American elm (Ulmus americana)
slippery (red) elm (Ulmus rubra)
Ulmaceae, the elm family
How to recognize elms. Elms have leaves that are alternately arranged, simple in complexity, and are doubly serrate, meaning that the leaf margins have both small teeth and large teeth. (The teeth have teeth, basically).
American elm, shown below, has moderate-sized leaves that are smooth or slightly rough-textured above, although not quite as scratchy as the leaves of slippery elm (Ulmus rubra).
Slippery elm leaves are generally larger than those of American elm, and very rough above.
The shape of open-grown elms is distinctive. It has been described as “a wine glass, a feather duster, or a colonial lady upside-down.” This is an American elm.
This is slippery elm.
Flowers and fruits. The flowers of elm are perfect (i.e., having both stamens and a pistil) but are “incomplete” in that they are missing something. In this case, as befits a wind-pollinated plant, there are no petals. The ones shown here are American elm.
The fruits are coin-shaped samaras–single-seeded and winged for wind dispersal. Differences in the fruits offer the clearest way to distinguish the elms as American elm samaras are hairy-edged, while those of slippery elms are not.
Slippery elm fruits have hairless margins.
Bark. American elm bark is deeply fissured, soft, light-colored.
Slippery elm bark is hard, dark, and shallowly fissured.
American elm can be distinguished from slippery elm by snapping off a little piece of bark and observing the cross-section. It is chocolate-vanilla-chocolate-vanilla (alternating light and dark bands) whereas in slippery elm it’s chocolate-chocolate-chocolate-chocolate (two slightly different shades of brown).
See below, slippery elm, dark alternating with dark.
In the winter. Elm twigs have winter buds directed to one side of the twig. The leaf scars are oval, with about six well-defined bundle scars. The twigs of slippery elm are especially rough, and the bud scales are hairy as well. Those of American elm are hairles or only finely hairy.
Where to find American elm. E. Lucy Braun, in The Woody Plants of Ohio (1961, 1989; The Ohio State University Press) tells us that American elm is “Found in a variety of sites: frequent on alluvial bottomlands and along ravines, and sometimes a constituent of mesic woodlands northward. Often an early invader of cleared land and slumped banks, but not usually persisting on dry sites. Attacked by the Dutch elm disease and phloem necrosis which have killed large numbers of trees”.

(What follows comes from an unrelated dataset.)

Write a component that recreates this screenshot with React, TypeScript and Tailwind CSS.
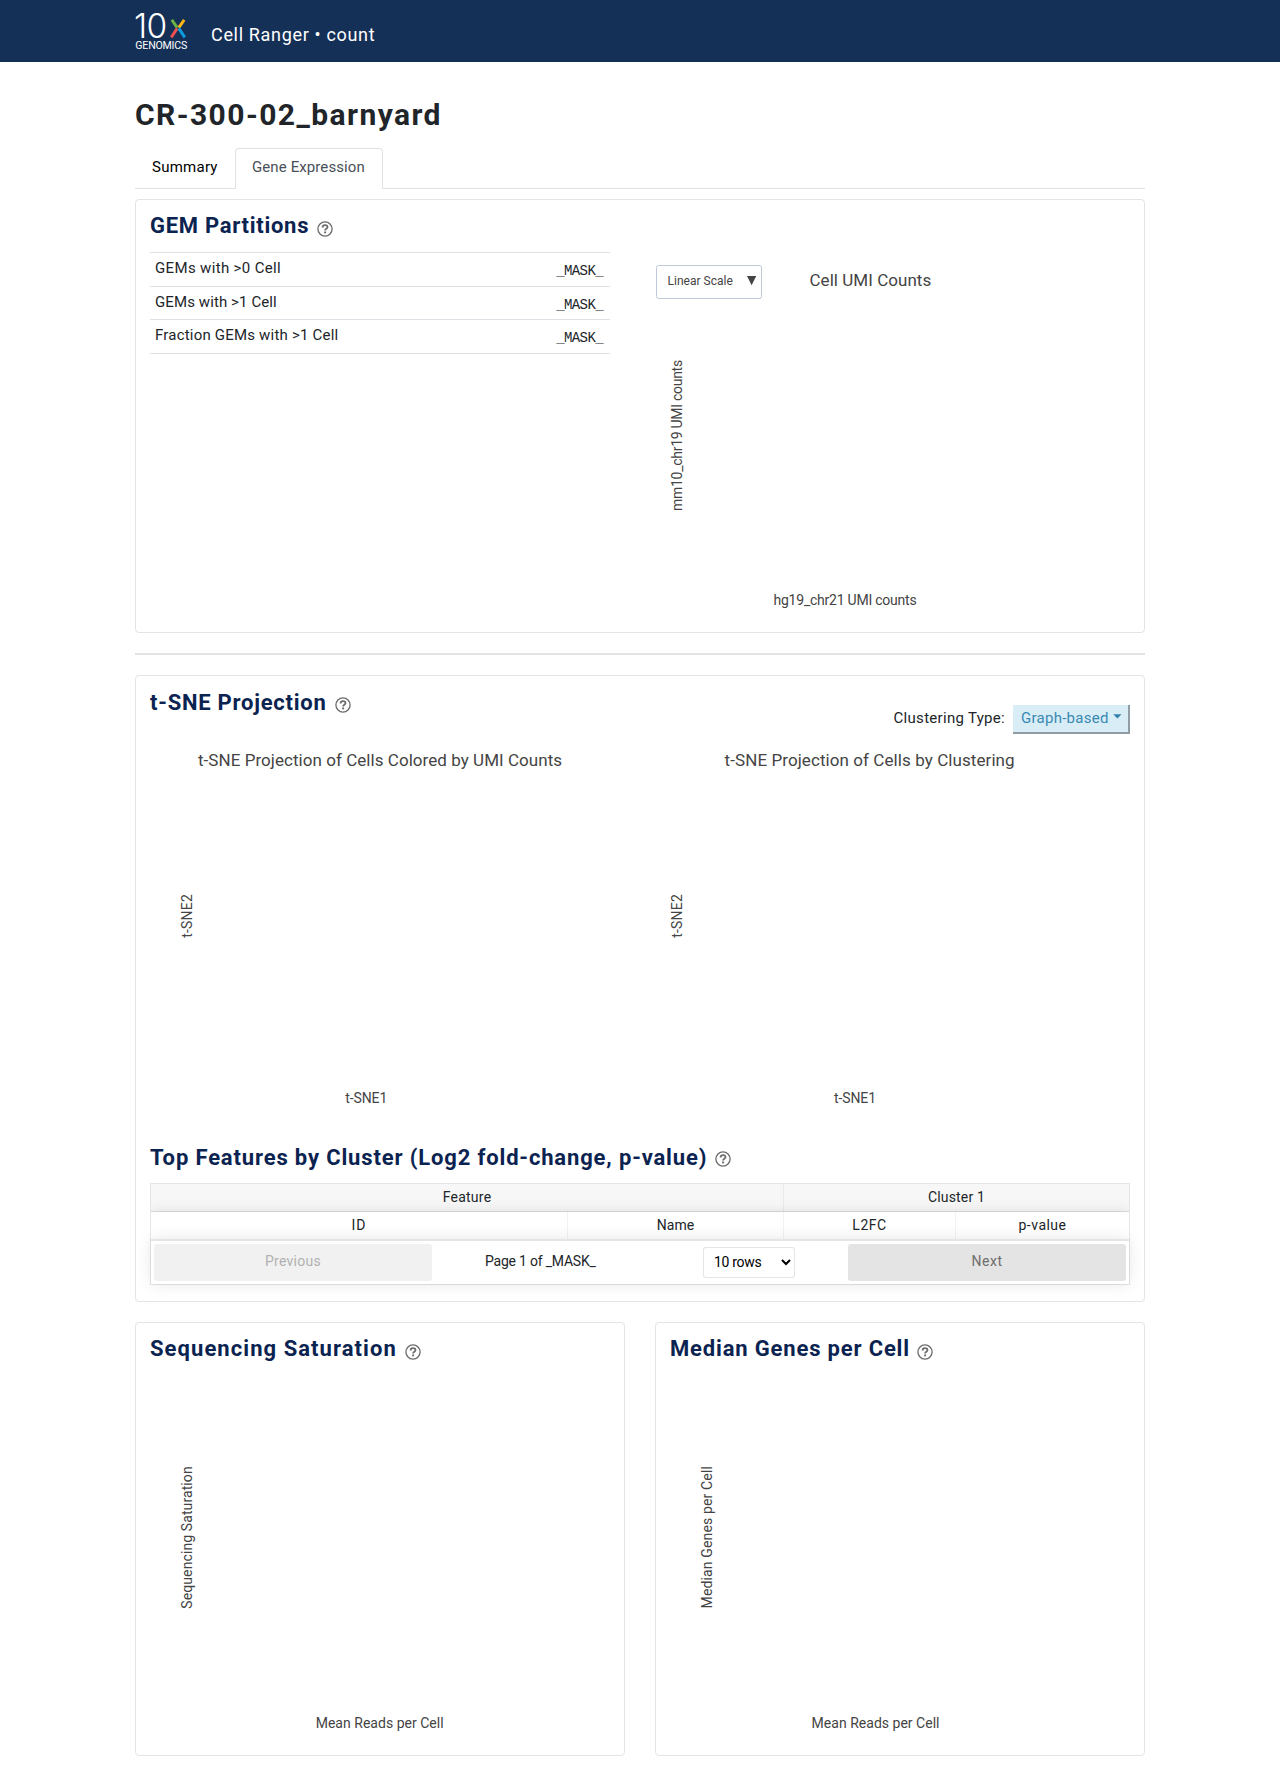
import React from "react";

function HelpIcon({ className }: { className: string }) {
  return (
    <svg className={`relative shrink-0 ${className}`} width="16" height="16" viewBox="0 0 16 16" fill="none" stroke="#6b6b6b">
      <circle cx="8" cy="8" r="7.1" strokeWidth="1.3" />
      <path d="M5.6 6.4 C5.6 3.4 10.5 3.4 10.5 6.1 C10.5 7.8 8.1 7.8 8.1 9.6" strokeWidth="1.8" />
      <path d="M7.1 11.4 H9.1" strokeWidth="1.8" />
    </svg>
  );
}

function Heading({ text, className, icon }: { text: string; className: string; icon: string }) {
  return (
    <div className="flex h-[26px] items-center">
      <h2 className={`pt-[3px] text-[22px] leading-[26px] font-bold whitespace-nowrap text-[#0b2350] ${className}`}>{text}</h2>
      <HelpIcon className={icon} />
    </div>
  );
}

function Logo() {
  return (
    <svg width="54" height="40" viewBox="135 11 54 40" className="-mt-[1px] overflow-visible">
      <text x="134 146.6" y="37.6" fill="#fff" fontSize="33.5" fontWeight="300" className="font-['Inter']">10</text>
      <g strokeWidth="2.9" fill="none">
        <path d="M171.8 19.8 L177.2 27.6" stroke="#6cb644" />
        <path d="M184.2 19.8 L178.8 27.6" stroke="#fdb714" />
        <path d="M177.2 28.4 L171.2 37.4" stroke="#ee4f4f" />
        <path d="M178.8 28.4 L184.8 37.4" stroke="#0c9ee0" />
      </g>
      <text x="135.3" y="48.8" fill="#fff" fontSize="10.6" textLength="52" className="font-['Roboto']">GENOMICS</text>
    </svg>
  );
}

type Label = { text: string; x: number; y: number; spacing: string; title?: boolean; vertical?: boolean };

function Plot({ box, labels, children }: { box: [number, number, number, number]; labels: Label[]; children?: React.ReactNode }) {
  return (
    <svg className="block shrink-0 font-['Roboto']" width={box[2]} height={box[3]} viewBox={box.join(" ")}>
      {labels.map((l) => (
        <text
          key={l.text}
          fill="#444"
          textAnchor="start"
          fontSize={l.title ? 17 : 14}
          letterSpacing={l.spacing}
          x={l.vertical ? 0 : l.x}
          y={l.vertical ? 0 : l.y}
          transform={l.vertical ? `translate(${l.x} ${l.y}) rotate(-90)` : undefined}
        >
          {l.text}
        </text>
      ))}
      {children}
    </svg>
  );
}

const partitions = [
  { name: "GEMs with >0 Cell", spacing: "tracking-[0.35px]", height: "h-[34px]" },
  { name: "GEMs with >1 Cell", spacing: "tracking-[0.1px]", height: "h-[33px]" },
  { name: "Fraction GEMs with >1 Cell", spacing: "tracking-[0.2px]", height: "h-[34px]" },
];

const card = "rounded-[4px] border border-[#e3e4e6] bg-white px-[14px]";
const cell = "border-r border-black/5 text-center";

export default function App() {
  return (
    <div className="min-h-[1766px] bg-white font-['Roboto',sans-serif] text-[#212529]">
      <header className="h-[62px] bg-[#153057]">
        <div className="mx-auto flex h-full w-[1010px] items-center">
          <Logo />
          <span className="mt-[7px] ml-[22px] text-[18px] leading-[24px] tracking-[0.67px] text-white">Cell Ranger • count</span>
        </div>
      </header>

      <main className="mx-auto w-[1010px]">
        <h1 className="pt-[35px] text-[30px] leading-[36px] font-bold tracking-[1.43px]">CR-300-02_barnyard</h1>

        <nav className="mt-[15px] flex h-[41px] border-b border-[#dee2e6] text-[15px] leading-[22px]">
          <a className="w-[100px] pt-[8px] pl-[17px] tracking-[0.25px] text-black">Summary</a>
          <a className="-mb-px w-[148px] rounded-t-[4px] border border-b-0 border-[#dee2e6] bg-white pt-[7px] pl-[16px] tracking-[0.1px] text-[#495057]">
            Gene Expression
          </a>
        </nav>

        <section className={`mt-[10px] h-[434px] pt-[11px] ${card}`}>
          <Heading text="GEM Partitions" className="tracking-[0.72px]" icon="top-[5px] ml-[8px]" />
          <div className="mt-[15px] flex justify-between">
            <div className="w-[460px]">
              <div className="border-b border-[#dee2e6]" />
              {partitions.map((p) => (
                <div key={p.name} className={`flex justify-between border-b border-[#dee2e6] pr-[7px] pl-[5px] ${p.height}`}>
                  <span className={`pt-[4px] text-[15px] leading-[22px] ${p.spacing}`}>{p.name}</span>
                  <span className="pt-[7px] font-['Liberation_Mono'] text-[14px] leading-[22px] tracking-[-0.6px]">_MASK_</span>
                </div>
              ))}
            </div>
            <Plot
              box={[640, 252, 490, 370]}
              labels={[
                { text: "Cell UMI Counts", x: 809.5, y: 286, spacing: "0.04", title: true },
                { text: "mm10_chr19 UMI counts", x: 682, y: 511, spacing: "-0.28", vertical: true },
                { text: "hg19_chr21 UMI counts", x: 773.5, y: 605, spacing: "-0.23" },
              ]}
            >
              <rect x="656.5" y="265.5" width="105" height="33" rx="2" fill="#fff" stroke="#bec8d9" />
              <text x="667.5" y="285.4" fontSize="12" letterSpacing="0.02" fill="#444">Linear Scale</text>
              <path d="M747 276 H756.3 L751.6 285.3 Z" fill="#444" />
            </Plot>
          </div>
        </section>

        <div className="my-[20px] h-[2px] bg-[#e3e4e5]" />

        <section className={`h-[627px] pt-[12px] ${card}`}>
          <div className="flex h-[56px] justify-between">
            <Heading text="t-SNE Projection" className="tracking-[0.76px]" icon="top-[4px] ml-[8px]" />
            <div className="mt-[17px] flex h-[29px] text-[15px] leading-[26px]">
              <span className="mr-[8px] tracking-[0.3px]">Clustering Type:</span>
              <button className="flex w-[117px] items-start border-r-2 border-b-2 border-[#909da4] bg-[#d9edf7] pl-[8px] tracking-[0.27px] text-[#3a8ab2]">
                <span>Graph-based</span>
                <svg className="mt-[9px] ml-[4px]" width="9" height="5" viewBox="0 0 9 5">
                  <path d="M0.3 0.3 H8.5 L4.4 4.5 Z" fill="#2f7fa9" />
                </svg>
              </button>
            </div>
          </div>
          <div className="flex">
            <Plot
              box={[150, 744, 490, 399]}
              labels={[
                { text: "t-SNE Projection of Cells Colored by UMI Counts", x: 198, y: 766, spacing: "0.05", title: true },
                { text: "t-SNE2", x: 192.3, y: 937.8, spacing: "0.2", vertical: true },
                { text: "t-SNE1", x: 345.2, y: 1102.5, spacing: "-0.1" },
              ]}
            />
            <Plot
              box={[640, 744, 490, 399]}
              labels={[
                { text: "t-SNE Projection of Cells by Clustering", x: 724.6, y: 766, spacing: "0.08", title: true },
                { text: "t-SNE2", x: 682.3, y: 937.8, spacing: "0.2", vertical: true },
                { text: "t-SNE1", x: 834, y: 1102.5, spacing: "-0.1" },
              ]}
            />
          </div>
          <Heading text="Top Features by Cluster (Log2 fold-change, p-value)" className="tracking-[0.85px]" icon="top-[3px] ml-[8px]" />

          <div className="mt-[14px] h-[102px] border border-black/10 text-[14px]">
            <div className="overflow-hidden">
              <div className="flex h-[28px] border-b border-black/10 bg-[#f7f7f7] leading-[27px]">
                <div className={`w-[633px] tracking-[0.24px] ${cell}`}>Feature</div>
                <div className="flex-1 text-center tracking-[0.16px]">Cluster 1</div>
              </div>
              <div className="flex h-[27px] leading-[26px] shadow-[0_2px_15px_0_rgba(0,0,0,0.15)]">
                <div className={`w-[417px] tracking-[1px] ${cell}`}>ID</div>
                <div className={`w-[216px] tracking-[0.04px] ${cell}`}>Name</div>
                <div className={`w-[172px] tracking-[0.5px] ${cell}`}>L2FC</div>
                <div className="flex-1 text-center tracking-[0.48px]">p-value</div>
              </div>
            </div>
            <div className="relative flex h-[45px] border-t-2 border-black/10 p-[3px] leading-[34px] shadow-[0_0_15px_0_rgba(0,0,0,0.1)]">
              <button className="w-[278px] rounded-[3px] bg-[#f1f1f1] pb-[3px] tracking-[0.26px] text-[#b1b1b1]">Previous</button>
              <div className="flex flex-1 items-start pl-[53px]">
                <span className="w-[218px] tracking-[-0.21px]">Page 1 of _MASK_</span>
                <select className="mt-[3px] h-[31px] w-[92px] rounded-[3px] border border-black/10 bg-white px-[6px] pt-[4px] pb-[6px] leading-[18px] tracking-[-0.3px] text-black">
                  <option>10 rows</option>
                </select>
              </div>
              <button className="w-[278px] rounded-[3px] bg-[#e4e4e4] pb-[3px] tracking-[0.5px] text-[#6d6d6d]">Next</button>
            </div>
          </div>
        </section>

        <div className="mt-[20px] flex justify-between">
          <section className={`h-[434px] w-[490px] pt-[11px] ${card}`}>
            <Heading text="Sequencing Saturation" className="tracking-[1.06px]" icon="top-[5px] ml-[8px]" />
            <Plot
              box={[150, 1360, 460, 380]}
              labels={[
                { text: "Sequencing Saturation", x: 192.2, y: 1608.7, spacing: "0.1", vertical: true },
                { text: "Mean Reads per Cell", x: 315.7, y: 1728, spacing: "0.02" },
              ]}
            />
          </section>
          <section className={`h-[434px] w-[490px] pt-[11px] ${card}`}>
            <Heading text="Median Genes per Cell" className="tracking-[0.83px]" icon="top-[5px] ml-[7px]" />
            <Plot
              box={[670, 1360, 460, 380]}
              labels={[
                { text: "Median Genes per Cell", x: 712, y: 1608.4, spacing: "0.14", vertical: true },
                { text: "Mean Reads per Cell", x: 811.6, y: 1728, spacing: "0.02" },
              ]}
            />
          </section>
        </div>
      </main>
    </div>
  );
}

Where to find slippery elm. E. Lucy Braun, in The Woody Plants of Ohio (1961, 1989; The Ohio State University Press) tells us that slippery elm is “Ranging through most of the Deciduous Forest, in well-drained mesic sites and rocky (calcareous) hillsides. Well distributed in Ohio, usually ocurring as scattered individuals. The wood is dark brown or red, the inner bark fragrant and mucilaginous, characters which gave given rise to the commoin names. Easily recognized by the rusty winter buds and very rough twigs and leaves”.
Scanned Drawing from an Old Book
Flora of West Virginia, by P.D. Strausbaugh and E.L. Core
Oooh ooh. I have a question!
What is that centipede-like pattern on the bark-free dead elm trunk, and how is it significant?
These are galleries of an elm bark beetle. The larger central channel was made by the egg-laying female, and the numerous smaller side channels were made by her offspring that eventually emerged. The beetles spread an introduced vascular tissue-blocking fungus that causes a lethal condition known as Dutch elm disease.